Dataset extract start
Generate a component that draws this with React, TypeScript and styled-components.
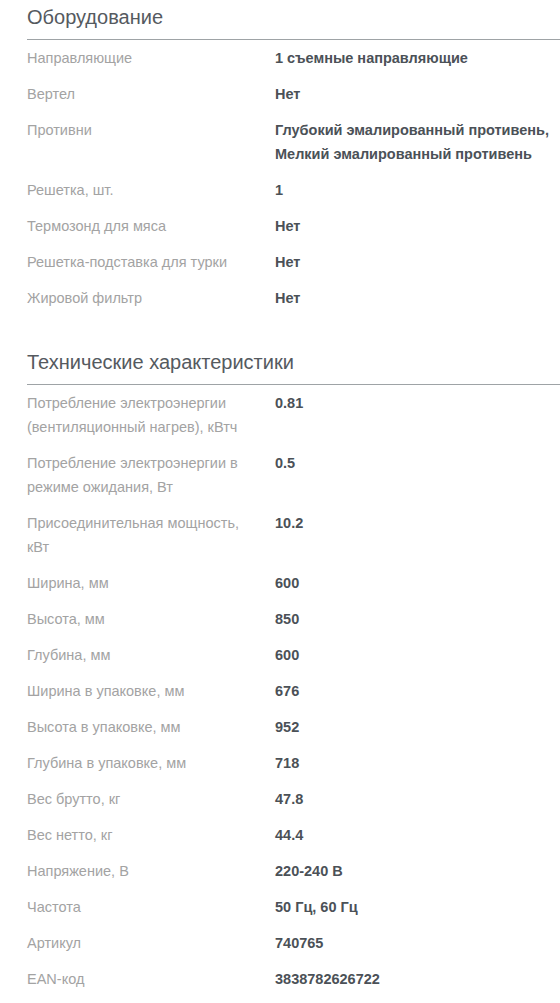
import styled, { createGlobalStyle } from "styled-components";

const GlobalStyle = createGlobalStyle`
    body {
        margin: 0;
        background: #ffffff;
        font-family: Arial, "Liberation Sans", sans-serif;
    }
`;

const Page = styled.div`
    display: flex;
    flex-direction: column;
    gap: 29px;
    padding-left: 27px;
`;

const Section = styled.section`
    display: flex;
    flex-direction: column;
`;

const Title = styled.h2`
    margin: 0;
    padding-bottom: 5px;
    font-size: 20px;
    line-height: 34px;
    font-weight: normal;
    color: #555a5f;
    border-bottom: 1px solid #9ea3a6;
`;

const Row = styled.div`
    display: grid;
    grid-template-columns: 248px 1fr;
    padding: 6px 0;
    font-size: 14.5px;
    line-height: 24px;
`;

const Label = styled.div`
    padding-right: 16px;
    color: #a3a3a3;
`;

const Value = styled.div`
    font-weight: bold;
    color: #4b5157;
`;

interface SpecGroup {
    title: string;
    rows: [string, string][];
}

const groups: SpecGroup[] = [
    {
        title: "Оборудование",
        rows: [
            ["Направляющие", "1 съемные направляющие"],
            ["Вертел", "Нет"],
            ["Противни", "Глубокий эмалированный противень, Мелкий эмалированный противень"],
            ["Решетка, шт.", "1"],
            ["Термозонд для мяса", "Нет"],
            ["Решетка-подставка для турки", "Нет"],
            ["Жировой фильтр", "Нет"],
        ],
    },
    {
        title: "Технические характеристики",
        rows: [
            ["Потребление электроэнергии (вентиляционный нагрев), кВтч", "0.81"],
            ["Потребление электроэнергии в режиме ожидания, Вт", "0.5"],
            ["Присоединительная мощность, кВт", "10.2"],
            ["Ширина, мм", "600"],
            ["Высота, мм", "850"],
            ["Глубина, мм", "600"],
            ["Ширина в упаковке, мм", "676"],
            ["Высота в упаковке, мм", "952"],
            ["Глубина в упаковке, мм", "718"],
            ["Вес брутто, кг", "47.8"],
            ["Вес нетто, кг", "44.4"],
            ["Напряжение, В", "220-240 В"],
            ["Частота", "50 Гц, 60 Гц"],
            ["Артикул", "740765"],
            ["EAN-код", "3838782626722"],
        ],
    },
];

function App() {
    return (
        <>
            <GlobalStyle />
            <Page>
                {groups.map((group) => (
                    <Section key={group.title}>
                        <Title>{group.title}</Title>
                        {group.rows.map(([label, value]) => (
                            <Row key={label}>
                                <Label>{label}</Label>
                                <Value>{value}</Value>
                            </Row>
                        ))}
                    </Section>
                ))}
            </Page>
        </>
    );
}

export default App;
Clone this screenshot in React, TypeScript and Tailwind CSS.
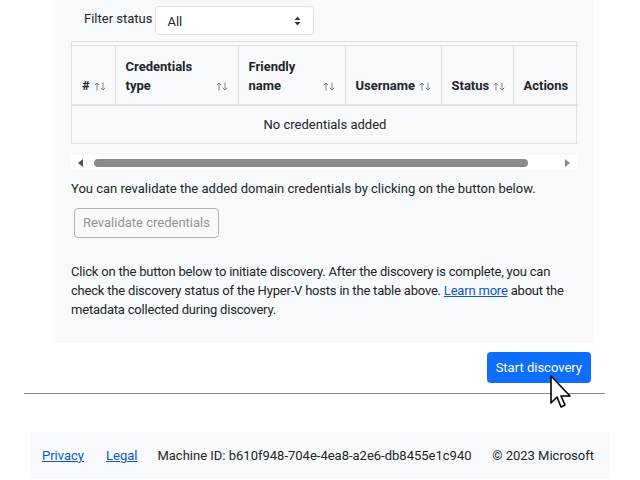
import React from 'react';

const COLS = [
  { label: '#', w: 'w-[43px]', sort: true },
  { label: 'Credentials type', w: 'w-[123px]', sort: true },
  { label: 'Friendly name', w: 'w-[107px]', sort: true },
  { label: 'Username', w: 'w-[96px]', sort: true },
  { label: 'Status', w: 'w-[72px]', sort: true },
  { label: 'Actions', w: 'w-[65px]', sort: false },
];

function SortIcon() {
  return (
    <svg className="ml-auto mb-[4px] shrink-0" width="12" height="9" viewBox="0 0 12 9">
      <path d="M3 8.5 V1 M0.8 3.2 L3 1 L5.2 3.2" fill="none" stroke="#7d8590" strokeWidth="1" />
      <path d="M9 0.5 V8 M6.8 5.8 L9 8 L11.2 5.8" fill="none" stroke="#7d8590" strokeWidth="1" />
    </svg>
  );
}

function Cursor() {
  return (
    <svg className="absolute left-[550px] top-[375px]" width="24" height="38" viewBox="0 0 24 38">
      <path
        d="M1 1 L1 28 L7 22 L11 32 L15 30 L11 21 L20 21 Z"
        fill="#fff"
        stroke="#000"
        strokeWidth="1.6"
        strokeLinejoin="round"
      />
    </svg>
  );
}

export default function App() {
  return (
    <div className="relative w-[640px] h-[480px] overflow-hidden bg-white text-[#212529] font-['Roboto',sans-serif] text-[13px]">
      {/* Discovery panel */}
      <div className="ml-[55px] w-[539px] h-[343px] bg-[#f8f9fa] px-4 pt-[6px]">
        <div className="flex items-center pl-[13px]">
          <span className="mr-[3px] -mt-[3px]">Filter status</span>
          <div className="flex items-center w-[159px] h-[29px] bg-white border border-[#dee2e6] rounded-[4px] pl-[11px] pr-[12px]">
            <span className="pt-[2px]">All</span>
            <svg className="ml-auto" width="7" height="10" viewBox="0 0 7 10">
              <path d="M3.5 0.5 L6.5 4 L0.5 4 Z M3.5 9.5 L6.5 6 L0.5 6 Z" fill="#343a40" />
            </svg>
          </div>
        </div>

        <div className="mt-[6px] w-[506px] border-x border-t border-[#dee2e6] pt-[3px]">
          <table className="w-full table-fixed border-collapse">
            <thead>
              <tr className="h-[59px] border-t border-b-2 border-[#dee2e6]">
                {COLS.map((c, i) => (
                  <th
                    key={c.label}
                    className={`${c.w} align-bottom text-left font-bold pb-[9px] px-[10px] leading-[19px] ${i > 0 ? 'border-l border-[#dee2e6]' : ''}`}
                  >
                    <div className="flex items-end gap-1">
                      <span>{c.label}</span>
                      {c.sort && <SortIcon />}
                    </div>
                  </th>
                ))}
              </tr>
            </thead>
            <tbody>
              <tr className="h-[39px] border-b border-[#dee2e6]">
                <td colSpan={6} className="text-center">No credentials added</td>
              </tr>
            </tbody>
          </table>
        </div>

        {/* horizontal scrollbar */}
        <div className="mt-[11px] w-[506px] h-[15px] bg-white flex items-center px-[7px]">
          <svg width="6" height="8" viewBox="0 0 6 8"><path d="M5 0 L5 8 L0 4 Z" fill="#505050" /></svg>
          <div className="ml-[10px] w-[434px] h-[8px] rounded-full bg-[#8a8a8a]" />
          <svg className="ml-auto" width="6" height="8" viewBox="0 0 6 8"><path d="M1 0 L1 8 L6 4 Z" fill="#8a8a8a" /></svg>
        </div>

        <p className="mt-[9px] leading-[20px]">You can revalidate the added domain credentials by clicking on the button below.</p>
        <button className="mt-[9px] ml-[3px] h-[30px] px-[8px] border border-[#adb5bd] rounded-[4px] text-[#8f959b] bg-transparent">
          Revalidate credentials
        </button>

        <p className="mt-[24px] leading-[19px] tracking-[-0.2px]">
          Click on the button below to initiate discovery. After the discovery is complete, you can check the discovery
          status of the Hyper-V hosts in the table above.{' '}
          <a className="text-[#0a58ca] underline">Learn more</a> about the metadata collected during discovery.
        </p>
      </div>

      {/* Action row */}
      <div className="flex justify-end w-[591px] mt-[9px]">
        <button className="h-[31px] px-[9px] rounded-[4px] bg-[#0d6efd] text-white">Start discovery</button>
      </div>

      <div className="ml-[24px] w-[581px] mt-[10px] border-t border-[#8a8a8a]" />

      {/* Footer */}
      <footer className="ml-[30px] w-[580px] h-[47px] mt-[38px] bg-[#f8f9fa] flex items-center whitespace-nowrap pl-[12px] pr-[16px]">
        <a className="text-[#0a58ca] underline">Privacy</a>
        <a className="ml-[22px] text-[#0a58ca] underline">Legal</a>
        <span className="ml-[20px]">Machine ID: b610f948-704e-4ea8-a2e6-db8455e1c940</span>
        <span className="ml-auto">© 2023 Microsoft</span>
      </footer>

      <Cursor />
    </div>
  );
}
Dataset extract end
What to do: Repeat each entry above word for word, leaving every picture out.

Final answer:
Generate a component that draws this with React, TypeScript and styled-components.
import styled, { createGlobalStyle } from "styled-components";

const GlobalStyle = createGlobalStyle`
    body {
        margin: 0;
        background: #ffffff;
        font-family: Arial, "Liberation Sans", sans-serif;
    }
`;

const Page = styled.div`
    display: flex;
    flex-direction: column;
    gap: 29px;
    padding-left: 27px;
`;

const Section = styled.section`
    display: flex;
    flex-direction: column;
`;

const Title = styled.h2`
    margin: 0;
    padding-bottom: 5px;
    font-size: 20px;
    line-height: 34px;
    font-weight: normal;
    color: #555a5f;
    border-bottom: 1px solid #9ea3a6;
`;

const Row = styled.div`
    display: grid;
    grid-template-columns: 248px 1fr;
    padding: 6px 0;
    font-size: 14.5px;
    line-height: 24px;
`;

const Label = styled.div`
    padding-right: 16px;
    color: #a3a3a3;
`;

const Value = styled.div`
    font-weight: bold;
    color: #4b5157;
`;

interface SpecGroup {
    title: string;
    rows: [string, string][];
}

const groups: SpecGroup[] = [
    {
        title: "Оборудование",
        rows: [
            ["Направляющие", "1 съемные направляющие"],
            ["Вертел", "Нет"],
            ["Противни", "Глубокий эмалированный противень, Мелкий эмалированный противень"],
            ["Решетка, шт.", "1"],
            ["Термозонд для мяса", "Нет"],
            ["Решетка-подставка для турки", "Нет"],
            ["Жировой фильтр", "Нет"],
        ],
    },
    {
        title: "Технические характеристики",
        rows: [
            ["Потребление электроэнергии (вентиляционный нагрев), кВтч", "0.81"],
            ["Потребление электроэнергии в режиме ожидания, Вт", "0.5"],
            ["Присоединительная мощность, кВт", "10.2"],
            ["Ширина, мм", "600"],
            ["Высота, мм", "850"],
            ["Глубина, мм", "600"],
            ["Ширина в упаковке, мм", "676"],
            ["Высота в упаковке, мм", "952"],
            ["Глубина в упаковке, мм", "718"],
            ["Вес брутто, кг", "47.8"],
            ["Вес нетто, кг", "44.4"],
            ["Напряжение, В", "220-240 В"],
            ["Частота", "50 Гц, 60 Гц"],
            ["Артикул", "740765"],
            ["EAN-код", "3838782626722"],
        ],
    },
];

function App() {
    return (
        <>
            <GlobalStyle />
            <Page>
                {groups.map((group) => (
                    <Section key={group.title}>
                        <Title>{group.title}</Title>
                        {group.rows.map(([label, value]) => (
                            <Row key={label}>
                                <Label>{label}</Label>
                                <Value>{value}</Value>
                            </Row>
                        ))}
                    </Section>
                ))}
            </Page>
        </>
    );
}

export default App;
Clone this screenshot in React, TypeScript and Tailwind CSS.
import React from 'react';

const COLS = [
  { label: '#', w: 'w-[43px]', sort: true },
  { label: 'Credentials type', w: 'w-[123px]', sort: true },
  { label: 'Friendly name', w: 'w-[107px]', sort: true },
  { label: 'Username', w: 'w-[96px]', sort: true },
  { label: 'Status', w: 'w-[72px]', sort: true },
  { label: 'Actions', w: 'w-[65px]', sort: false },
];

function SortIcon() {
  return (
    <svg className="ml-auto mb-[4px] shrink-0" width="12" height="9" viewBox="0 0 12 9">
      <path d="M3 8.5 V1 M0.8 3.2 L3 1 L5.2 3.2" fill="none" stroke="#7d8590" strokeWidth="1" />
      <path d="M9 0.5 V8 M6.8 5.8 L9 8 L11.2 5.8" fill="none" stroke="#7d8590" strokeWidth="1" />
    </svg>
  );
}

function Cursor() {
  return (
    <svg className="absolute left-[550px] top-[375px]" width="24" height="38" viewBox="0 0 24 38">
      <path
        d="M1 1 L1 28 L7 22 L11 32 L15 30 L11 21 L20 21 Z"
        fill="#fff"
        stroke="#000"
        strokeWidth="1.6"
        strokeLinejoin="round"
      />
    </svg>
  );
}

export default function App() {
  return (
    <div className="relative w-[640px] h-[480px] overflow-hidden bg-white text-[#212529] font-['Roboto',sans-serif] text-[13px]">
      {/* Discovery panel */}
      <div className="ml-[55px] w-[539px] h-[343px] bg-[#f8f9fa] px-4 pt-[6px]">
        <div className="flex items-center pl-[13px]">
          <span className="mr-[3px] -mt-[3px]">Filter status</span>
          <div className="flex items-center w-[159px] h-[29px] bg-white border border-[#dee2e6] rounded-[4px] pl-[11px] pr-[12px]">
            <span className="pt-[2px]">All</span>
            <svg className="ml-auto" width="7" height="10" viewBox="0 0 7 10">
              <path d="M3.5 0.5 L6.5 4 L0.5 4 Z M3.5 9.5 L6.5 6 L0.5 6 Z" fill="#343a40" />
            </svg>
          </div>
        </div>

        <div className="mt-[6px] w-[506px] border-x border-t border-[#dee2e6] pt-[3px]">
          <table className="w-full table-fixed border-collapse">
            <thead>
              <tr className="h-[59px] border-t border-b-2 border-[#dee2e6]">
                {COLS.map((c, i) => (
                  <th
                    key={c.label}
                    className={`${c.w} align-bottom text-left font-bold pb-[9px] px-[10px] leading-[19px] ${i > 0 ? 'border-l border-[#dee2e6]' : ''}`}
                  >
                    <div className="flex items-end gap-1">
                      <span>{c.label}</span>
                      {c.sort && <SortIcon />}
                    </div>
                  </th>
                ))}
              </tr>
            </thead>
            <tbody>
              <tr className="h-[39px] border-b border-[#dee2e6]">
                <td colSpan={6} className="text-center">No credentials added</td>
              </tr>
            </tbody>
          </table>
        </div>

        {/* horizontal scrollbar */}
        <div className="mt-[11px] w-[506px] h-[15px] bg-white flex items-center px-[7px]">
          <svg width="6" height="8" viewBox="0 0 6 8"><path d="M5 0 L5 8 L0 4 Z" fill="#505050" /></svg>
          <div className="ml-[10px] w-[434px] h-[8px] rounded-full bg-[#8a8a8a]" />
          <svg className="ml-auto" width="6" height="8" viewBox="0 0 6 8"><path d="M1 0 L1 8 L6 4 Z" fill="#8a8a8a" /></svg>
        </div>

        <p className="mt-[9px] leading-[20px]">You can revalidate the added domain credentials by clicking on the button below.</p>
        <button className="mt-[9px] ml-[3px] h-[30px] px-[8px] border border-[#adb5bd] rounded-[4px] text-[#8f959b] bg-transparent">
          Revalidate credentials
        </button>

        <p className="mt-[24px] leading-[19px] tracking-[-0.2px]">
          Click on the button below to initiate discovery. After the discovery is complete, you can check the discovery
          status of the Hyper-V hosts in the table above.{' '}
          <a className="text-[#0a58ca] underline">Learn more</a> about the metadata collected during discovery.
        </p>
      </div>

      {/* Action row */}
      <div className="flex justify-end w-[591px] mt-[9px]">
        <button className="h-[31px] px-[9px] rounded-[4px] bg-[#0d6efd] text-white">Start discovery</button>
      </div>

      <div className="ml-[24px] w-[581px] mt-[10px] border-t border-[#8a8a8a]" />

      {/* Footer */}
      <footer className="ml-[30px] w-[580px] h-[47px] mt-[38px] bg-[#f8f9fa] flex items-center whitespace-nowrap pl-[12px] pr-[16px]">
        <a className="text-[#0a58ca] underline">Privacy</a>
        <a className="ml-[22px] text-[#0a58ca] underline">Legal</a>
        <span className="ml-[20px]">Machine ID: b610f948-704e-4ea8-a2e6-db8455e1c940</span>
        <span className="ml-auto">© 2023 Microsoft</span>
      </footer>

      <Cursor />
    </div>
  );
}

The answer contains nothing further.